Thermistor equasion confusion

Thread Starter

ABandy

Joined Oct 8, 2014
7
Hello all,

I am trying to work through some of my predecessors work and I have come across this.
There's a thermistor in a potential divider, I cannot tell if the thermistor is R1 or R2.
The formula is then passed through something that look similar to the Steinhart & Hart equation...

This is what I have in Excel.

=3988/(LN(((($D$26*4990)/($D$26-D29))-4990)/10000)+3988/298)-273

3988 being the thermistors B value.
D26 being 5.09V
D29 being the voltage from the potential divider
4990 being the fixed resistor in the divider
10000 Thermistor R at 25C
273 is the conversion from K to C (298 is K at 25C)

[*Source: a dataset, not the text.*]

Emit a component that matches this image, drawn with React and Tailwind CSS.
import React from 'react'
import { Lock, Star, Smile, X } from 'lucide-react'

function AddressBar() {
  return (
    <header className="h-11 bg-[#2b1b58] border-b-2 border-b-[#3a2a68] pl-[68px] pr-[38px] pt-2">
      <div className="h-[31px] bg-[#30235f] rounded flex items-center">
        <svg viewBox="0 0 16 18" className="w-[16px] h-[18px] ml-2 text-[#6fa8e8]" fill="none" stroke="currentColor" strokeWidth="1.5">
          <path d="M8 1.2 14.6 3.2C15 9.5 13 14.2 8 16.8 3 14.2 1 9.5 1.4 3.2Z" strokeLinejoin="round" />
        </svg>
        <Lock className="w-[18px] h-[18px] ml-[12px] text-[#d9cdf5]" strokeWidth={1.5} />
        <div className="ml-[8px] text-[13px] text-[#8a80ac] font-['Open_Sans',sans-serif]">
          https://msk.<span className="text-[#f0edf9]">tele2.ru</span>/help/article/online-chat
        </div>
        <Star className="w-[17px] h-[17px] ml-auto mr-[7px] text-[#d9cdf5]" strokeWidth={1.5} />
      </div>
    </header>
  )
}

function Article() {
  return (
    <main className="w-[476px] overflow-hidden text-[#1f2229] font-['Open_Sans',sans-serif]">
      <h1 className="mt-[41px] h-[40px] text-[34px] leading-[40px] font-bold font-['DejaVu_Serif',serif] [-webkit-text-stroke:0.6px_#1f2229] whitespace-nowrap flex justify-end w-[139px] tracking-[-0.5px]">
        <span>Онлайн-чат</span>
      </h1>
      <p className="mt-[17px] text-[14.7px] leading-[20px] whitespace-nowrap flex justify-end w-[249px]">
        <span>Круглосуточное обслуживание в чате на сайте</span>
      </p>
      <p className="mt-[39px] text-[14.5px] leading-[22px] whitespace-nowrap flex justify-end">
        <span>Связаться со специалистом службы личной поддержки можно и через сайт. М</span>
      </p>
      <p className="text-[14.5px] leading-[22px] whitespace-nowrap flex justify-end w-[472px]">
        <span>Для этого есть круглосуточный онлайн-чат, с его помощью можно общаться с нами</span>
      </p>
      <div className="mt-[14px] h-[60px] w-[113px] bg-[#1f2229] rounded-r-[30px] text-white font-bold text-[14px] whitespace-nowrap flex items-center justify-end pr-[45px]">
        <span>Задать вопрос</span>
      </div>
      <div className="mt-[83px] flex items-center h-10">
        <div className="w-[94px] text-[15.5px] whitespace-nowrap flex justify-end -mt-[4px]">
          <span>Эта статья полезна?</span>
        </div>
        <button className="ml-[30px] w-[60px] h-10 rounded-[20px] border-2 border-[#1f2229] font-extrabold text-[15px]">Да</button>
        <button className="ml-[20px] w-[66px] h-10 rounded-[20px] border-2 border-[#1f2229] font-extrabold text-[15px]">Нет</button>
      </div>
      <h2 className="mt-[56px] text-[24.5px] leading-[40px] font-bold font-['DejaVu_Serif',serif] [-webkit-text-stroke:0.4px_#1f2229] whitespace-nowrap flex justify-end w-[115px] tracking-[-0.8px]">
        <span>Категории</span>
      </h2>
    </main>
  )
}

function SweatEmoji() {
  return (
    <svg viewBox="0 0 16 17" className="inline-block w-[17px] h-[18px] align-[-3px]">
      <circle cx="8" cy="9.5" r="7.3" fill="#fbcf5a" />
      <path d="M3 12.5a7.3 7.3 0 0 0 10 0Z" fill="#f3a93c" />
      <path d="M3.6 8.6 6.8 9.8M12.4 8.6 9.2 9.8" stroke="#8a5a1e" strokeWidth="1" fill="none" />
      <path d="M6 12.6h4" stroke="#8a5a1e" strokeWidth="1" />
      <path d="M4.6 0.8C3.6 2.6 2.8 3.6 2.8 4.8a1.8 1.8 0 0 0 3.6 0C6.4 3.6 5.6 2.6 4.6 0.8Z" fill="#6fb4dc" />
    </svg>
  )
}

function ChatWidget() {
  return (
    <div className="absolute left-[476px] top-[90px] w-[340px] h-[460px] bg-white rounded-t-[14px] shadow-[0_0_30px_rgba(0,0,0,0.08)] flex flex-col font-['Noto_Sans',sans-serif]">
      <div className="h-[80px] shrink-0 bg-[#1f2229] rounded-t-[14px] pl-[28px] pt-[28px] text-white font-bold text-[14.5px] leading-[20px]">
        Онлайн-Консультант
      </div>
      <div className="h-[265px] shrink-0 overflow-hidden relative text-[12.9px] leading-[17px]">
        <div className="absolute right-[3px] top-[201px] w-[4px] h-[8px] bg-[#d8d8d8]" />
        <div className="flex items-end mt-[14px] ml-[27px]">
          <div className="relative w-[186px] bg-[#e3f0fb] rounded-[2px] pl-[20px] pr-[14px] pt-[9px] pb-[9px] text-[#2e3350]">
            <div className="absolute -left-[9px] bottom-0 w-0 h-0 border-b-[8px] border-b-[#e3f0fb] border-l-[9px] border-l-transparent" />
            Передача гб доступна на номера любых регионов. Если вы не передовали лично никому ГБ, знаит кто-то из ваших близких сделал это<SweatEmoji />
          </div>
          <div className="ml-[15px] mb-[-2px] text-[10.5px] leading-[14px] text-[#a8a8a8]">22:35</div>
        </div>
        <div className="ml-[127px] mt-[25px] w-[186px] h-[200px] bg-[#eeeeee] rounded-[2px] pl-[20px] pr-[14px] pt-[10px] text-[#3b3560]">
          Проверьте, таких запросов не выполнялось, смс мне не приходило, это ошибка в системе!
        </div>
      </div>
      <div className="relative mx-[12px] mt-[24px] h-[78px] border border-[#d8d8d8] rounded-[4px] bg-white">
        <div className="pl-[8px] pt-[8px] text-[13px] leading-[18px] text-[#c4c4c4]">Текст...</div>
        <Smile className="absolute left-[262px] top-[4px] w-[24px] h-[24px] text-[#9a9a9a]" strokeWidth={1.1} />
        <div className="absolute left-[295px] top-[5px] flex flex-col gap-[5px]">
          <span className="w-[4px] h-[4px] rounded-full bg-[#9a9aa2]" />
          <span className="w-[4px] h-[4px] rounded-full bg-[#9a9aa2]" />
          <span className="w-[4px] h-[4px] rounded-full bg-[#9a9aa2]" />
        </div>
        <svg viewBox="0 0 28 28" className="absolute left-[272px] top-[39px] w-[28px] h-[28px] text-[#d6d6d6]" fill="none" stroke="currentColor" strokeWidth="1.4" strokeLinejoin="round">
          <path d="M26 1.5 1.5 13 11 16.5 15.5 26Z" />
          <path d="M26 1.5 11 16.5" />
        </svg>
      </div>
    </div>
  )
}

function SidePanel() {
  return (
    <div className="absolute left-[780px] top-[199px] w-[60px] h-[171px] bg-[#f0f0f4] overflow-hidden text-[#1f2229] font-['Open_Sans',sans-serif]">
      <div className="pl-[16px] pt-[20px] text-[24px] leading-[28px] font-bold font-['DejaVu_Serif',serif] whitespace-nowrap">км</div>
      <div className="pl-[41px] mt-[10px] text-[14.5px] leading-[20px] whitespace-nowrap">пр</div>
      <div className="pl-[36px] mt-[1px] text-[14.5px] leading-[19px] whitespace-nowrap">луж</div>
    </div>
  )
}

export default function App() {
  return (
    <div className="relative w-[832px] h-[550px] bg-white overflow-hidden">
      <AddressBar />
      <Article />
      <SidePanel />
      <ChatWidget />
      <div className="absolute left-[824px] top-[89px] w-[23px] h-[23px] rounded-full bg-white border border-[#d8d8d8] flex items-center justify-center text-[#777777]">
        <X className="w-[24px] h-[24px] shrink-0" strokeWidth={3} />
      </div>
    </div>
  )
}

(replaced excel bits to make more readable)
=thermB/(LogN((((Vin*R1)/(Vin-Vtherm))-R1)/RT25)+thermB/K25)-273

I have tried to pull out and break down the voltage to resistance conversion here and tried to compare it to the normal formula's
R1 = -(R2(Vout-5)/Vout)
and R2 = (R1(Vin - Vout)/Vout)

But the numbers do not match.

Can anyone enlighten me here?

Thanks.
 

WBahn

Joined Mar 31, 2012
30,076
It would be handy to have at least a sketch of the circuit you are referring to.

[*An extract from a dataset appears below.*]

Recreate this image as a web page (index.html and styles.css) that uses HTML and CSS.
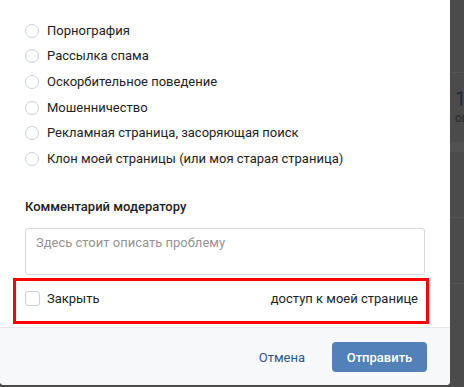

Also, what is this cell in Excel supposed to be producing? The temperature in °C?
 

Thread Starter

ABandy

Joined Oct 8, 2014
7
It would be handy to have at least a sketch of the circuit you are referring to.

Also, what is this cell in Excel supposed to be producing? The temperature in °C?
Circuit is very simple really, USB voltage 5.09V going into a potential divider with a 4990R at the voltage end, and the thermistor at the ground end, divided voltage tapped off into a buffer, then into our DAQ system.
And yes, the formula does produce a temperature in degrees C
 

#12

Joined Nov 30, 2010
18,224
A schematic would help.
You need an electronics person that is good with math AND Excel.
Making him try to imagine the circuit at the same time is just too much for some people.